Пьер Луиджи Пицци: В последнее время я стал любопытен до тех опер, что раньше будто и не замечал.
Что стало решающим в вашем согласии сделать спектакль в Большом театре?
Пьер Луиджи Пицци: В последнее время я стал любопытен до тех опер, что раньше будто и не замечал. Например, "Джоконда" Понкьелли или "Мадам Баттерфляй" Пуччини. Когда я понял, что и "Сомнамбула", опера, которую я тоже никогда еще не ставил, может стать значительной вехой в моей карьере, я почувствовал, что уже не смогу отказаться от предложения Большого театра. Кроме того, для меня важным фактором было то, что эта опера не ставилась в Москве очень давно. И данное обстоятельство уверило меня в замысле, что постановку нужно сделать в классическом варианте.
Вам не жаль, что не удалось поработать на исторической сцене Большого?
Пьер Луиджи Пицци: Нет, для меня это не имеет никакого значения. К тому же я считаю, что "Сомнамбула" написана Беллини для камерной сцены. Историческая сцена Большого слишком огромна для этой оперы, которая очень интимная по настроению. "Сомнамбула" о простых человеческих чувствах, но ценных и сегодня. И об ужасе одиночества, знакомом многим людям.
В России самым выдающимся вашим спектаклем считается опера Беллини "Капулетти и Монтекки", которую в 1989 году на гастроли в Москву привозил миланский театр "Ла Скала". А вы какой свой спектакль считаете самым лучшим?
Пьер Луиджи Пицци: Мне сложно ответить на этот вопрос. Потому что за мою долгую карьеру я поставил более семи сотен разных спектаклей в качестве режиссера, сценографа и художника по костюмам, как в драматическом театре, так и в опере. В этом плане я, как хороший отец, у которого нет более или менее любимого ребенка. Мне дорога каждая моя постановка.

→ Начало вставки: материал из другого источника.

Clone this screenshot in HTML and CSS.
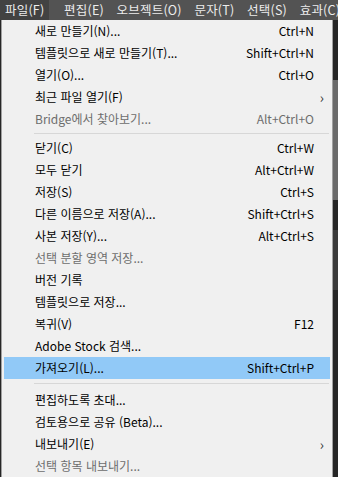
FILE: index.html
```html
<!DOCTYPE html>
<html lang="ko">
<head>
    <meta charset="UTF-8">
    <meta name="viewport" content="width=device-width, initial-scale=1.0">
    <title>파일 메뉴</title>
    <link rel="stylesheet" href="styles.css">
</head>
<body>
    <header class="menubar">
        <span class="top-item active">파일(F)</span>
        <span class="top-item">편집(E)</span>
        <span class="top-item">오브젝트(O)</span>
        <span class="top-item">문자(T)</span>
        <span class="top-item">선택(S)</span>
        <span class="top-item">효과(C)</span>
    </header>
    <div class="workspace">
        <ul class="menu">
            <li class="item"><span class="label">새로 만들기(N)...</span><span class="key">Ctrl+N</span></li>
            <li class="item"><span class="label">템플릿으로 새로 만들기(T)...</span><span class="key">Shift+Ctrl+N</span></li>
            <li class="item"><span class="label">열기(O)...</span><span class="key">Ctrl+O</span></li>
            <li class="item sub"><span class="label">최근 파일 열기(F)</span><span class="key"></span></li>
            <li class="item off"><span class="label">Bridge에서 찾아보기...</span><span class="key">Alt+Ctrl+O</span></li>
            <li class="sep"></li>
            <li class="item"><span class="label">닫기(C)</span><span class="key">Ctrl+W</span></li>
            <li class="item"><span class="label">모두 닫기</span><span class="key">Alt+Ctrl+W</span></li>
            <li class="item"><span class="label">저장(S)</span><span class="key">Ctrl+S</span></li>
            <li class="item"><span class="label">다른 이름으로 저장(A)...</span><span class="key">Shift+Ctrl+S</span></li>
            <li class="item"><span class="label">사본 저장(Y)...</span><span class="key">Alt+Ctrl+S</span></li>
            <li class="item off"><span class="label">선택 분할 영역 저장...</span><span class="key"></span></li>
            <li class="item"><span class="label">버전 기록</span><span class="key"></span></li>
            <li class="item"><span class="label">템플릿으로 저장...</span><span class="key"></span></li>
            <li class="item"><span class="label">복귀(V)</span><span class="key">F12</span></li>
            <li class="item"><span class="label">Adobe Stock 검색...</span><span class="key"></span></li>
            <li class="item hover"><span class="label">가져오기(L)...</span><span class="key">Shift+Ctrl+P</span></li>
            <li class="sep wide"></li>
            <li class="item"><span class="label">편집하도록 초대...</span><span class="key"></span></li>
            <li class="item"><span class="label">검토용으로 공유 (Beta)...</span><span class="key"></span></li>
            <li class="item sub"><span class="label">내보내기(E)</span><span class="key"></span></li>
            <li class="item off"><span class="label">선택 항목 내보내기...</span><span class="key"></span></li>
        </ul>
        <div class="side">
            <div class="side-panel"></div>
            <div class="side-panel short"></div>
        </div>
    </div>
</body>
</html>
```

FILE: styles.css
```css
* {
    padding: 0;
    margin: 0;
    box-sizing: border-box;
}

body {
    width: 338px;
    height: 477px;
    overflow: hidden;
    background-color: #262626;
    font-family: 'Noto Sans CJK KR', 'Noto Sans', sans-serif;
    font-size: 12px;
}

.menubar {
    height: 20px;
    display: block;
    white-space: nowrap;
    overflow: hidden;
    background-color: #535353;
    color: #ececec;
    font-size: 12.5px;
    line-height: 20px;
    letter-spacing: 0.2px;
}

.top-item {
    display: inline-block;
    height: 20px;
    vertical-align: top;
    padding: 0 4px 0 4px;
    margin-right: 1px;
}

.top-item.active {
    background-color: #424242;
    padding: 0 5px 0 5px;
    margin-right: 7px;
}

.workspace {
    display: flex;
    height: 457px;
}

.menu {
    list-style: none;
    width: 332px;
    margin-left: 1px;
    background-color: #f0f0f0;
    border-left: 1px solid #a0a0a0;
    border-right: 1px solid #a0a0a0;
    padding: 0 2px 0 2px;
    color: #000000;
}

.item {
    display: flex;
    justify-content: space-between;
    align-items: center;
    height: 22px;
    line-height: 22px;
    padding-left: 31px;
    padding-right: 16px;
    position: relative;
}

.item .key {
    text-align: right;
}

.item.off {
    color: #6d6d6d;
}

.item.hover {
    background-color: #91c9f7;
}

.item.sub::after {
    content: '\203A';
    position: absolute;
    right: 6px;
    top: 0;
    font-size: 14px;
    color: #333333;
}

.sep {
    height: 1px;
    background-color: #d7d7d7;
    margin: 3px 1px 3px 30px;
}

.sep + .item {
    margin-top: 2px;
}

.sep.wide {
    margin-top: 4px;
    margin-bottom: 5px;
}

.side {
    flex: 1;
    display: flex;
    flex-direction: column;
    padding-top: 60px;
    gap: 30px;
}

.side-panel {
    height: 120px;
    background-color: #6a6a6a;
}

.side-panel.short {
    height: 60px;
    background-color: #3a3a3a;
}
```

Приезжая на постановку в тот или иной театр, вы в своей работе учитываете социально-политическую обстановку в стране или нравы, царящие за кулисами данного "храма искусств"?
Пьер Луиджи Пицци: Нет. На репетициях я стараюсь создать свой замкнутый мир с благоприятным рабочим климатом. Но, конечно, в каждом театре есть некий комплекс ситуаций, которые приводят к тому, что в них мне может работаться очень хорошо, просто хорошо, так себе или очень плохо. Пока я вполне доволен тем, как идет работа. Но только премьера позволит сделать окончательные выводы. Однако не могу не сказать, что мои спектакли русская публика всегда принимала горячо и с глубоким пониманием.
На ваш режиссерский взгляд, какова отличительная черта характера русских людей? Как вам кажется со стороны, почему принято говорить о загадочности русской души?
Пьер Луиджи Пицци: Мне кажется, русскому человеку свойственна смесь фатализма и иронии. И когда в Италии я ставил "Трех сестер" Чехова, личный опыт пребывания в России до этого мне очень помог. Возможно, что я ныне ставлю "Сомнамбулу" в Большом театре еще и потому, что чувствую в ней чеховскую атмосферу. С одной стороны, ироничную, с другой, меланхолическую, с оттенком фатализма... Я с огромным удовольствием поставил бы "Хованщину" Мусоргского в Москве, но уверен, что меня не позовут!
А что, по-вашему, значит быть настоящим итальянцем?
Пьер Луиджи Пицци: Я не типичный итальянец в том плане, что вино, спагетти и футбол для меня не сакральные вещи. Но как все итальянцы я обожаю красоту во всем. И я могу сказать без ложной скромности, что все мои спектакли непременно эстетичны. Только я не имею в виду формальную красоту, для меня речь идет о красоте глубокой, прочувствованной, даже выстраданной. Это такой отличительный знак любой моей работы.